E-readers Suck as Reference Tools (but they don’t have to)

I’ve known about this for a long time, thanks to buying tabletop gaming materials in PDF form, but I was reminded of it again at the MFA residency.

Basically, e-readers are great for reading books from Point A to Point Z, but as soon as you try to use the text in question as a reference document in any way, the whole experience falls apart, because regardless of platform,* they can’t do this:

See what’s happening there? The reader is holding their place in one part of the book, and flipping to some OTHER part of the book to check something, at which point he can flip right back to where he was, because he kept his finger tucked in at that original spot.

You can’t do that on an e-reader, be it your phone, PC, iPad, Kindle, or whatever.* Yes, you can set bookmarks (slow and annoying process on most platforms) and jump to bookmarks (equally slow and annoying process on most platforms), but (a) you’ve cluttered your document up with a bunch of cruft bookmarks you probably don’t need in the long term and (b) making and using bookmarks is pain in the ass on most platforms (I’m especially glaring at you, Kindle).

As I said, I’ve dealt with this for years with gaming PDFs and I just kind of swallowed it, because it was bearable.

  • I was the only person looking up whatever it is I wanted — I wasn’t trying to keep up with everyone at the table.
  • I could word-search for my goal, as I was usually on a PC, then word-search back. (Clumsy, but faster than bookmarks I’d never use again.)
  • At the time (a couple years ago) the tech related to handheld devices really hadn’t gotten to the point where I could see any other options.
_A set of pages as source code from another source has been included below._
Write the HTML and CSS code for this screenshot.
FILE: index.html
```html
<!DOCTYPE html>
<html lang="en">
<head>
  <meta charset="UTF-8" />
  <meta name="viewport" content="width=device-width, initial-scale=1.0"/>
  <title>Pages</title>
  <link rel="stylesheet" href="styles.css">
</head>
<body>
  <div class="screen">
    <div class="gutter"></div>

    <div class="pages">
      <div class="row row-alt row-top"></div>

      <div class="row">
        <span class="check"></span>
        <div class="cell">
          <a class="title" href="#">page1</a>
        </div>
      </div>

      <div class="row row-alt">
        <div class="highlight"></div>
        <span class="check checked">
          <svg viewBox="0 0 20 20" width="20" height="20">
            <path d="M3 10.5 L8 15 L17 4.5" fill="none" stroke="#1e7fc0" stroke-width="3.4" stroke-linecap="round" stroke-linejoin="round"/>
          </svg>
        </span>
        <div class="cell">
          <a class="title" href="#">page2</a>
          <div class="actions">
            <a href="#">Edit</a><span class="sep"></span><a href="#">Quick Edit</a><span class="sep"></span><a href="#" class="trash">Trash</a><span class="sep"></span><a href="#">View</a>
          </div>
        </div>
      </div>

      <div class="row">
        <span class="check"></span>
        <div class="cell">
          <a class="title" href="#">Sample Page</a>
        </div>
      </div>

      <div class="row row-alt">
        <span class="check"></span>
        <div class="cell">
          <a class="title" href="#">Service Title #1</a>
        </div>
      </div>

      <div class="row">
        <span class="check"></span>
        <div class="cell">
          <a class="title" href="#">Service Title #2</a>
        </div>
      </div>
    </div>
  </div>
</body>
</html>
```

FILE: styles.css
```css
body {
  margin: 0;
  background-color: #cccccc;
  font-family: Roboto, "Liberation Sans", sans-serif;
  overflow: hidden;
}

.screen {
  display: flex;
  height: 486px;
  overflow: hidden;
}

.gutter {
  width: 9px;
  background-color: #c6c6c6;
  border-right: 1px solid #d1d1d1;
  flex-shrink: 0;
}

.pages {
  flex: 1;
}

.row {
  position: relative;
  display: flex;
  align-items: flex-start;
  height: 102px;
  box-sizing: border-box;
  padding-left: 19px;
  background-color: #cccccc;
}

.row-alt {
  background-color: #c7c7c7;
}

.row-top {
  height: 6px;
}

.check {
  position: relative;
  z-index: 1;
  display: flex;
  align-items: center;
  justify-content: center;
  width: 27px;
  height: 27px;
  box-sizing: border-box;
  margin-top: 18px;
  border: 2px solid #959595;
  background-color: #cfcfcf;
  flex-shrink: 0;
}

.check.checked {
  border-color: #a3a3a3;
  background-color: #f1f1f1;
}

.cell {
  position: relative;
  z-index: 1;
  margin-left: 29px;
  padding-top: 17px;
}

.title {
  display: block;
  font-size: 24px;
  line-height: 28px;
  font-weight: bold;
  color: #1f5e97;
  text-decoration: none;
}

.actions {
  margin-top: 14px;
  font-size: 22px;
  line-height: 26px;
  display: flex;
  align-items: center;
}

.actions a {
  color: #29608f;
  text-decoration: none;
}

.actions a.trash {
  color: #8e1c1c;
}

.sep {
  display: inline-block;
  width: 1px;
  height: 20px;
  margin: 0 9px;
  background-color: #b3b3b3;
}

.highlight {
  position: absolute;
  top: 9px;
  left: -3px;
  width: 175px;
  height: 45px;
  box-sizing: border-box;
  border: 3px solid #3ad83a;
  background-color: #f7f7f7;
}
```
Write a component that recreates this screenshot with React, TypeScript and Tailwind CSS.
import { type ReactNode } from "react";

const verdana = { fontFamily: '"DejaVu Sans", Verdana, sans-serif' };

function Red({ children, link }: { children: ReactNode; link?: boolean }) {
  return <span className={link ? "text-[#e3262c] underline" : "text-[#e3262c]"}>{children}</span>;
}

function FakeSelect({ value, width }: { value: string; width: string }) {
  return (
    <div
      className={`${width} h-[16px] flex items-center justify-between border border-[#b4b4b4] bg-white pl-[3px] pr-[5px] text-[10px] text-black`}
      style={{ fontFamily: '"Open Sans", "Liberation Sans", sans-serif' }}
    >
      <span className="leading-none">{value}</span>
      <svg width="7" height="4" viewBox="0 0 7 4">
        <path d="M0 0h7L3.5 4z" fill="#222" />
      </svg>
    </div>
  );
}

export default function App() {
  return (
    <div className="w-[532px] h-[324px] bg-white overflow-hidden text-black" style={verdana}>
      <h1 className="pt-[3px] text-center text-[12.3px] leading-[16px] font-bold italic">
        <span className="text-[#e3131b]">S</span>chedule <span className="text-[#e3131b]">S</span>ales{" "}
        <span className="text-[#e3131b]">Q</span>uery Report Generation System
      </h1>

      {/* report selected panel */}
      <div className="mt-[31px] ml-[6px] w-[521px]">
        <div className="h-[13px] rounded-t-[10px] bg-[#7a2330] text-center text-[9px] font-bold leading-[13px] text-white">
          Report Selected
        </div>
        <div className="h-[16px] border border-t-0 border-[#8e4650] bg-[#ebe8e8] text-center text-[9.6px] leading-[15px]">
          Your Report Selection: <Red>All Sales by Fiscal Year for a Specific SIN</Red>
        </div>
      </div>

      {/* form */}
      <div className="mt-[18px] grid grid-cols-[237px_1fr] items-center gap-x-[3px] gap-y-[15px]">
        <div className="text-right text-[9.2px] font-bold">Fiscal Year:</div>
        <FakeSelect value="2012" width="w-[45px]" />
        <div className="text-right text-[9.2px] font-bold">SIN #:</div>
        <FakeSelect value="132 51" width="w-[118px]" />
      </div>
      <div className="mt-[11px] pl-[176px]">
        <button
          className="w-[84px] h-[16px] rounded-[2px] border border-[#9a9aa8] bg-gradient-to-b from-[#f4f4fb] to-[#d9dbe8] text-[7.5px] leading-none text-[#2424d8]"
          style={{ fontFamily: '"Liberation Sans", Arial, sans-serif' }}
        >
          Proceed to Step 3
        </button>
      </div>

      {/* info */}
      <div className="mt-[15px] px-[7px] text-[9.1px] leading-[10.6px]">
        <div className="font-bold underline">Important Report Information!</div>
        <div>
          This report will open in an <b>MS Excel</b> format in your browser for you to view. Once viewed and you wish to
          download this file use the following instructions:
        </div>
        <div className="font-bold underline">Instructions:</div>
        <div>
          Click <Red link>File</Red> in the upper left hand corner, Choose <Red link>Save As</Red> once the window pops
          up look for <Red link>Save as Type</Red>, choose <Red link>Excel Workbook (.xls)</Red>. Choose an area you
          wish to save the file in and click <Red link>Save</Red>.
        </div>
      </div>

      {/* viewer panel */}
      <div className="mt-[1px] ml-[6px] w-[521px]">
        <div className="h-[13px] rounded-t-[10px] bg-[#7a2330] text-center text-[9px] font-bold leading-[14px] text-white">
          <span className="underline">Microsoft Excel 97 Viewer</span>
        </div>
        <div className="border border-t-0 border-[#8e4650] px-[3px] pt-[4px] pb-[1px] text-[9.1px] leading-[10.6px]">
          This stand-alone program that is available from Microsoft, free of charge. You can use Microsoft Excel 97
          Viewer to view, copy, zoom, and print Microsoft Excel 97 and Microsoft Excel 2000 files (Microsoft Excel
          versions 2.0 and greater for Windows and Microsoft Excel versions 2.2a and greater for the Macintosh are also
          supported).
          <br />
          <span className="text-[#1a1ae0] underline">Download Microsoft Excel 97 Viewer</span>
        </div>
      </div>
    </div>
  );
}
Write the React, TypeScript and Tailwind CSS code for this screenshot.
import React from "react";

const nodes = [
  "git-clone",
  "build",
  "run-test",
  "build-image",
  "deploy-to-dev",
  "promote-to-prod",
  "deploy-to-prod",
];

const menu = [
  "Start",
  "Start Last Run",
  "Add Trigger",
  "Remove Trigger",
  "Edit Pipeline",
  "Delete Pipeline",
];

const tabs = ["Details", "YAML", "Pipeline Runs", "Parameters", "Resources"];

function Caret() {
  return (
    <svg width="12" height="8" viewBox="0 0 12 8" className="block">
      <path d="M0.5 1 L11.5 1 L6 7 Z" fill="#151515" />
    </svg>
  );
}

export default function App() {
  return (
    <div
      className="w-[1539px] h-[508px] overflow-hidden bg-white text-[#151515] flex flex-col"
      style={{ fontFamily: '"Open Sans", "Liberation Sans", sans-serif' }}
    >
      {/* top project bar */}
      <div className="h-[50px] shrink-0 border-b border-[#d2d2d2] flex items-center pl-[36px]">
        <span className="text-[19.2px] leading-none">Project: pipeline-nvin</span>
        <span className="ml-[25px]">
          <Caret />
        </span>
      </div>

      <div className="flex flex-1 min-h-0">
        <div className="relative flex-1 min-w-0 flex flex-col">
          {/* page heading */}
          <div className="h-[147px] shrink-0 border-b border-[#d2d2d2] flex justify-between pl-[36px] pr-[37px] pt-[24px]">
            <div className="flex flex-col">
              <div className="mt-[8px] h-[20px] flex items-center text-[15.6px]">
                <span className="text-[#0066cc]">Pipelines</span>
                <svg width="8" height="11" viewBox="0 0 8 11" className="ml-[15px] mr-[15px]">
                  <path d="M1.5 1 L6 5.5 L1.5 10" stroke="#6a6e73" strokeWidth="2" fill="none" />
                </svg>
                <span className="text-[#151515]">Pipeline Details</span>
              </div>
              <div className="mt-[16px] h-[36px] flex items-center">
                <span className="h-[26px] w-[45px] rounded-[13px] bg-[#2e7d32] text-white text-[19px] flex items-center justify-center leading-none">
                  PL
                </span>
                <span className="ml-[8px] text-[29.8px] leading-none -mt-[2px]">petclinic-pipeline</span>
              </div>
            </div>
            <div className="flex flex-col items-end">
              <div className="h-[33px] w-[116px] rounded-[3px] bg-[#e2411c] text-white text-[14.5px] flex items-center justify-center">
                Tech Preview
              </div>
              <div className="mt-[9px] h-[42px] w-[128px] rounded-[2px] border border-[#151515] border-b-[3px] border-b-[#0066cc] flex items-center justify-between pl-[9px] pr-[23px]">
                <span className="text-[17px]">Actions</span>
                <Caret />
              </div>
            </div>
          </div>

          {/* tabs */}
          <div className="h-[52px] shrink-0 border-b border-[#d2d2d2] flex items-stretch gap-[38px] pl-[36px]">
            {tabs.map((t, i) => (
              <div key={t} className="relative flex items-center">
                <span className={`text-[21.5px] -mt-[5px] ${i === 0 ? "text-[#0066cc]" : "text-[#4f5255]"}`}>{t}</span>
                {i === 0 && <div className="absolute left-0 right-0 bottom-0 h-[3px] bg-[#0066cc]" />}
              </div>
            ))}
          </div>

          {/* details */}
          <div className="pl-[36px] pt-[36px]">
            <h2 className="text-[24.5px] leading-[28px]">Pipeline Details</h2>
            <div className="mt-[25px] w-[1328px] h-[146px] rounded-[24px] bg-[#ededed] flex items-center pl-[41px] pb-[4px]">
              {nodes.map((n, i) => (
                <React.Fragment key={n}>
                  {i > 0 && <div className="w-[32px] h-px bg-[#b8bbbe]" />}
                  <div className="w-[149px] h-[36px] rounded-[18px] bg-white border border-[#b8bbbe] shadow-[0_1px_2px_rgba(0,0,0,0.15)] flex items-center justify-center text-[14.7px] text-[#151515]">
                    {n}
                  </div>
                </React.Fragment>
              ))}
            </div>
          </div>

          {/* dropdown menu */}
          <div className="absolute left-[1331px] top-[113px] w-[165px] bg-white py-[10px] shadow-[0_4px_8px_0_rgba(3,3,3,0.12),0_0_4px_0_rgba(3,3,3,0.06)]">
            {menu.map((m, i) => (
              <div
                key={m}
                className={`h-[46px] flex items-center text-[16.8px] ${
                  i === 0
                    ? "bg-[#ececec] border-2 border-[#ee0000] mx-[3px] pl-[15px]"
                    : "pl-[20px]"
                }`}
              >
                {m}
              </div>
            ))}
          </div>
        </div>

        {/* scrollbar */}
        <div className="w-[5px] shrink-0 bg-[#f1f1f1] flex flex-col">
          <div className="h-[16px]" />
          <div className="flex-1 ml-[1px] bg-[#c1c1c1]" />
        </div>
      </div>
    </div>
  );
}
But last week I had the problem presented to me in a new situation: I’d picked up the short story collection we were discussing for one of our classes, but in Kindle format rather than yet another book I’d have to lug around. Smart? Not so much: everyone else had hard copies of the text, and as we were usually discussing and comparing two if not three stories simultaneously, it became a huge pain in the ass trying to keep up with the rest of the class in terms of reading specific sections.

In short, I couldn’t mark spots with my finger and flip around.

But really, I should be able to by now. The tech has (in my limited understanding) caught up to the point where solutions to this problem can (and really should) be prototyped, as it’s the primary roadblock to heavy adoption of e-readers in academic settings.

Let’s look at how this could work. Take your basic TOUCH SCREEN ENABLED e-reader screen:

Yes, I know this e-reader isn’t touch-screen enabled, but it was the first good image I found, so PRETEND, okay?

You’re reading along, you get to a point where you need to flip back to some other area in the text, but you don’t want to lose your current place.

So you do this:

That’s my terrible way of indicating that that you’re pressing and holding your thumb to the edge of the screen. Got it? You’ve marked you place in the book with your finger, just like in a hardcopy of the text.

Then you flip backwards through the book by swiping the screen:

Interface designers: Bonus Points if you make more than one page flip by if you swipe harder than normal, so you can spin past a big pile of pages in a hurry. I see this kind of functionality when I’m scrolling through apps on my smartphone, so I know it’s possible.

Now, you’ve flipped back to that other page you wanted. You check whatever it is you wanted to check, then you do this:

 

(That’s you, swiping your placeholding finger back across the screen.)

And, just like magic (or like every hard copy text in the world) you flip right back to where you started.

Would that not be kind of excellent? I think it would. As a 1.0 version of the functionality, it’s pretty swell.

Still, you could take it further.

For instance, you might need to keep flipping back and forth between two spots (during a class, for instance). Do this:

Then this:

Then THIS:

Which would let you flip back and forth between the two, like this:

Basically just holding your finger down for whichever one your flipping away from.

… or at least that should be what’s happening, because if you have to hold down your thumb on both sides, you’d need someone else to do the swiping, or you’d swipe with your tongue or… something. Best not dwell on it.

Anyway, that’s my take on the easiest way to make e-readers vastly more useful as reference tools. Thoughts?


* – If there is some e-reader or multi-touch device that does this, TELL ME.